----- DATA SECTION

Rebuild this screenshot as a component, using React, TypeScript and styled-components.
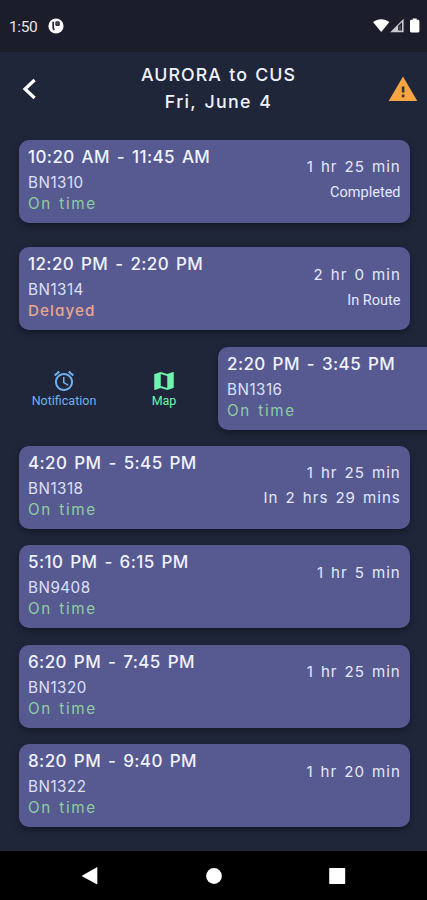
import React from "react";
import styled, { createGlobalStyle } from "styled-components";

const GlobalStyle = createGlobalStyle`
  * { box-sizing: border-box; }
  body { margin: 0; background: #20263a; }
`;

const Screen = styled.div`
  display: flex;
  flex-direction: column;
  width: 427px;
  height: 900px;
  overflow: hidden;
  background: #20263a;
  color: #f0f2ff;
  font-family: Inter, "Liberation Sans", sans-serif;
  font-feature-settings: "cv11", "calt" 0;
`;

const StatusBar = styled.div`
  display: flex;
  align-items: center;
  height: 52px;
  padding: 0 6px 0 9px;
  background: #1c1d2b;
`;

const Clock = styled.span`
  width: 39px;
  padding-top: 1px;
  font: 400 15.5px/20px Roboto, sans-serif;
  letter-spacing: -0.4px;
  color: #e4e4e8;
`;

const StatusIcons = styled.div`
  display: flex;
  margin-left: auto;
`;

const Header = styled.header`
  display: grid;
  grid-template-columns: 60px 1fr 60px;
  height: 87.5px;
  padding-top: 9px;
`;

const BackButton = styled.button`
  display: flex;
  height: 56px;
  padding: 0 0 0 22px;
  align-items: center;
  border: 0;
  background: none;
`;

const Titles = styled.div`
  display: flex;
  flex-direction: column;
  align-items: center;
  padding-left: 10px;
`;

const Title = styled.div<{ $spacing: number }>`
  height: 27px;
  font-size: 17.8px;
  font-weight: 500;
  line-height: 27px;
  letter-spacing: ${(p) => p.$spacing}px;
  word-spacing: 1.5px;
  white-space: nowrap;
`;

const AlertSlot = styled.div`
  padding: 15px 0 0 21px;
`;

const List = styled.main`
  display: flex;
  flex: 1;
  flex-direction: column;
  gap: 16.4px;
`;

const Card = styled.article`
  display: flex;
  flex: none;
  justify-content: space-between;
  width: 390.5px;
  height: 83px;
  margin-left: 19px;
  padding: 0 9px;
  border-radius: 10px;
  background: #565a91;
  box-shadow: 0 3px 6px rgba(10, 12, 24, 0.5);

  &:first-child {
    margin-bottom: 8.3px;
  }
`;

const SwipedRow = styled.div`
  display: flex;
  flex: none;
  height: 83px;

  ${Card} {
    margin: 0;
  }
`;

const Spacer = styled.div`
  flex: none;
  width: 18px;
`;

const Action = styled.button<{ $color: string; $width: number }>`
  display: flex;
  flex: none;
  flex-direction: column;
  align-items: center;
  width: ${(p) => p.$width}px;
  padding: 22px 0 0;
  border: 0;
  background: none;
  color: ${(p) => p.$color};
  font: 400 12.5px/15px Roboto, sans-serif;
`;

const Details = styled.div`
  white-space: nowrap;
`;

const Times = styled.div`
  height: 30px;
  font-size: 17px;
  font-weight: 500;
  line-height: 34.4px;
  letter-spacing: 0.4px;
  word-spacing: 2px;
`;

const Train = styled.div`
  height: 22px;
  font-size: 15.2px;
  line-height: 26px;
  letter-spacing: 0.5px;
  color: #dde0fb;
`;

const Punctuality = styled.div<{ $late: boolean }>`
  font-size: 15.2px;
  font-weight: ${(p) => (p.$late ? 500 : 400)};
  line-height: 23px;
  letter-spacing: ${(p) => (p.$late ? 1.1 : 1.65)}px;
  word-spacing: 1.5px;
  color: ${(p) => (p.$late ? "#eaa78e" : "#8fcda2")};
`;

const Trip = styled.div`
  padding-top: 14.5px;
  text-align: right;
  white-space: nowrap;
  color: #e4e7ff;
`;

const Duration = styled.div`
  height: 25px;
  margin-right: -0.3px;
  font-size: 15.1px;
  line-height: 25px;
  letter-spacing: 1px;
  word-spacing: 1.8px;
`;

const Progress = styled.div`
  font: 400 14.5px/27px Roboto, sans-serif;
`;

const NavBar = styled.nav`
  display: flex;
  align-items: center;
  flex: none;
  height: 49px;
  padding: 0 81px;
  justify-content: space-between;
  background: #000;
`;

type Departure = {
  times: string;
  train: string;
  late?: boolean;
  duration?: string;
  progress?: string;
  countdown?: string;
  swiped?: boolean;
};

const departures: Departure[] = [
  { times: "10:20 AM - 11:45 AM", train: "BN1310", duration: "1 hr 25 min", progress: "Completed" },
  { times: "12:20 PM - 2:20 PM", train: "BN1314", late: true, duration: "2 hr 0 min", progress: "In Route" },
  { times: "2:20 PM - 3:45 PM", train: "BN1316", swiped: true },
  { times: "4:20 PM - 5:45 PM", train: "BN1318", duration: "1 hr 25 min", countdown: "In 2 hrs 29 mins" },
  { times: "5:10 PM - 6:15 PM", train: "BN9408", duration: "1 hr 5 min" },
  { times: "6:20 PM - 7:45 PM", train: "BN1320", duration: "1 hr 25 min" },
  { times: "8:20 PM - 9:40 PM", train: "BN1322", duration: "1 hr 20 min" },
];

function DepartureCard({ item }: { item: Departure }) {
  return (
    <Card>
      <Details>
        <Times>{item.times}</Times>
        <Train>{item.train}</Train>
        <Punctuality $late={!!item.late}>{item.late ? "Delayed" : "On time"}</Punctuality>
      </Details>
      <Trip>
        {item.duration && <Duration>{item.duration}</Duration>}
        {item.progress && <Progress>{item.progress}</Progress>}
        {item.countdown && <Duration>{item.countdown}</Duration>}
      </Trip>
    </Card>
  );
}

export default function App() {
  return (
    <Screen>
      <GlobalStyle />
      <StatusBar>
        <Clock>1:50</Clock>
        <svg width="16" height="16" viewBox="0 0 16 16">
          <circle cx="8" cy="8" r="7.6" fill="#fff" />
          <path d="M5.2 3.7v5.3c0 1.2.3 2.2.8 3" fill="none" stroke="#1c1d2b" strokeWidth="1.7" />
          <path d="M7.9 3.9h3.3v3.5H7.9z" fill="#55566a" stroke="#1c1d2b" strokeWidth="1" />
        </svg>
        <StatusIcons>
          <svg width="48" height="16" viewBox="0 0 48 16">
            <path d="M0 4.1C4.6.2 11.8.2 16.4 4.1L8.2 14z" fill="#fff" />
            <path d="M17.2 14.2L30.6.8v13.4z" fill="#c8c8cd" />
            <path d="M25.2 12.5V7.8l3.8-3.6v8.3z" fill="#1c1d2b" />
            <path d="M26.2 12v-4l1.8-1.6V12z" fill="#48495a" />
            <path d="M39.7 1.8V.5h4v1.3h1.4c.8 0 1.3.6 1.3 1.4v9.9c0 .8-.5 1.4-1.3 1.4h-6.8c-.8 0-1.3-.6-1.3-1.4V3.2c0-.8.5-1.4 1.3-1.4z" fill="#fff" />
          </svg>
        </StatusIcons>
      </StatusBar>
      <Header>
        <BackButton aria-label="Back">
          <svg width="15" height="22" viewBox="0 0 15 22">
            <path d="M12.6 2L3 11l9.6 9" fill="none" stroke="#fff" strokeWidth="3.2" />
          </svg>
        </BackButton>
        <Titles>
          <Title $spacing={1.05}>AURORA to CUS</Title>
          <Title $spacing={1.3}>Fri, June 4</Title>
        </Titles>
        <AlertSlot>
          <svg width="30" height="26" viewBox="0 0 30 26">
            <path d="M15 .5L29.3 25H.7z" fill="#f6a545" />
            <path d="M13.8 10.5h2.6v6h-2.6zM13.8 18.6h2.6v2.6h-2.6z" fill="#3b342c" />
          </svg>
        </AlertSlot>
      </Header>
      <List>
        {departures.map((item) =>
          item.swiped ? (
            <SwipedRow key={item.train}>
              <Action $color="#70b0ee" $width={128}>
                <svg width="24" height="24" viewBox="0 0 24 24" fill="currentColor">
                  <path d="M22 5.72l-4.6-3.86-1.29 1.53 4.6 3.86L22 5.72zM7.88 3.39L6.6 1.86 2 5.71l1.29 1.53 4.59-3.85zM12.5 8H11v6l4.75 2.85.75-1.23-4-2.37V8zM12 4c-4.97 0-9 4.03-9 9s4.02 9 9 9c4.97 0 9-4.03 9-9s-4.03-9-9-9zm0 16c-3.87 0-7-3.13-7-7s3.13-7 7-7 7 3.13 7 7-3.13 7-7 7z" />
                </svg>
                Notification
              </Action>
              <Action $color="#70f3ae" $width={72}>
                <svg width="26" height="24" viewBox="0 0 24 24" fill="currentColor" preserveAspectRatio="none">
                  <path d="M20.5 3l-.16.03L15 5.1 9 3 3.36 4.9c-.21.07-.36.25-.36.48V20.5c0 .28.22.5.5.5l.16-.03L9 18.9l6 2.1 5.64-1.9c.21-.07.36-.25.36-.48V3.5c0-.28-.22-.5-.5-.5zM15 19l-6-2.11V5l6 2.11V19z" />
                </svg>
                Map
              </Action>
              <Spacer />
              <DepartureCard item={item} />
            </SwipedRow>
          ) : (
            <DepartureCard key={item.train} item={item} />
          )
        )}
      </List>
      <NavBar>
        <svg width="17" height="20" viewBox="0 0 17 20"><path d="M.5 10L16.3 1v17.6z" fill="#fff" /></svg>
        <svg width="16" height="16" viewBox="0 0 16 16"><circle cx="8" cy="8" r="7.9" fill="#fff" /></svg>
        <svg width="17" height="18" viewBox="0 0 17 18"><rect x=".2" y="1" width="16" height="16" rx=".8" fill="#fff" /></svg>
      </NavBar>
    </Screen>
  );
}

----------

• **GOAL**: Reproduce the data above word for word from its first line through the line that holds "box-shadow: 0 3px", both ends included; skip pictures.

• **SOLUTION FOR THIS TASK**:
Rebuild this screenshot as a component, using React, TypeScript and styled-components.
import React from "react";
import styled, { createGlobalStyle } from "styled-components";

const GlobalStyle = createGlobalStyle`
  * { box-sizing: border-box; }
  body { margin: 0; background: #20263a; }
`;

const Screen = styled.div`
  display: flex;
  flex-direction: column;
  width: 427px;
  height: 900px;
  overflow: hidden;
  background: #20263a;
  color: #f0f2ff;
  font-family: Inter, "Liberation Sans", sans-serif;
  font-feature-settings: "cv11", "calt" 0;
`;

const StatusBar = styled.div`
  display: flex;
  align-items: center;
  height: 52px;
  padding: 0 6px 0 9px;
  background: #1c1d2b;
`;

const Clock = styled.span`
  width: 39px;
  padding-top: 1px;
  font: 400 15.5px/20px Roboto, sans-serif;
  letter-spacing: -0.4px;
  color: #e4e4e8;
`;

const StatusIcons = styled.div`
  display: flex;
  margin-left: auto;
`;

const Header = styled.header`
  display: grid;
  grid-template-columns: 60px 1fr 60px;
  height: 87.5px;
  padding-top: 9px;
`;

const BackButton = styled.button`
  display: flex;
  height: 56px;
  padding: 0 0 0 22px;
  align-items: center;
  border: 0;
  background: none;
`;

const Titles = styled.div`
  display: flex;
  flex-direction: column;
  align-items: center;
  padding-left: 10px;
`;

const Title = styled.div<{ $spacing: number }>`
  height: 27px;
  font-size: 17.8px;
  font-weight: 500;
  line-height: 27px;
  letter-spacing: ${(p) => p.$spacing}px;
  word-spacing: 1.5px;
  white-space: nowrap;
`;

const AlertSlot = styled.div`
  padding: 15px 0 0 21px;
`;

const List = styled.main`
  display: flex;
  flex: 1;
  flex-direction: column;
  gap: 16.4px;
`;

const Card = styled.article`
  display: flex;
  flex: none;
  justify-content: space-between;
  width: 390.5px;
  height: 83px;
  margin-left: 19px;
  padding: 0 9px;
  border-radius: 10px;
  background: #565a91;
  box-shadow: 0 3px 6px rgba(10, 12, 24, 0.5);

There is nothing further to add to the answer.